Dans quel sens faut-il réformer la PAC ? Comment peut-elle aider au maintien de l’agriculture ?

La PAC peut jouer un rôle pour aller vers plus de durabilité dans l’agriculture. Il faut surtout rendre les démarches dans ce sens moins fastidieux. Il me semble qu’il faut davantage travailler sur la qualité des produits plutôt que les quantités.

Comment voyez-vous la situation en PACA ?

J’observe qu’il y a de plus en plus de jeunes, venus des écoles agricoles de Dignes et d’Antibes qui veulent s’installer, monter des projets autour de l’agriculture, ils sont sérieux motivés et ils ont des idées. C’est très différents des générations précédentes, que je qualifierai de beatniks qui venaient et pensaient trouver facilement à s’adapter à la vie rurale. Les jeunes d’aujourd’hui sont conscients des défis à relever, mais ils ont aussi des tas de projets en agriculture bio, en élevage. Ils portent une grande attention aux produits de la terre et veulent aussi transmettre cette passion leurs enfants. La grande difficulté reste et toujours le foncier et l’installation.

Pensez-vous que les citoyens et les consommateurs sont assez informés sur ce qu’ils mangent et la manière dont l’alimentation est produite ?

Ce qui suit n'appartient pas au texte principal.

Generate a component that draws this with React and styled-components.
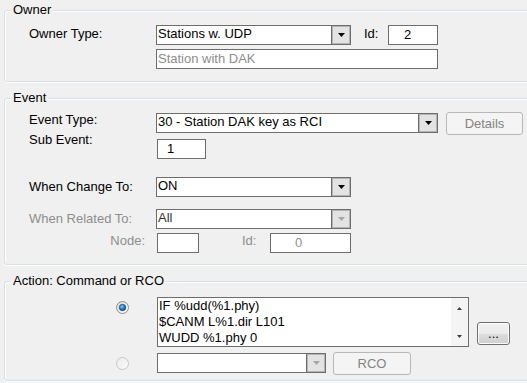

Les gens sont mieux informés sur ce qu’ils mangent. Ils en redemandent, le succès des AMAP n’est plus à démontrer. La demande dépasse même l’offre. Les crises sanitaires liées à l’alimentation, les livres et les documentaires sur le sujet y ont contribué. Cela s’ajoute avec le souhait de renouer avec les traditions et avec le désir de manger sainement des produits qui ont du goût.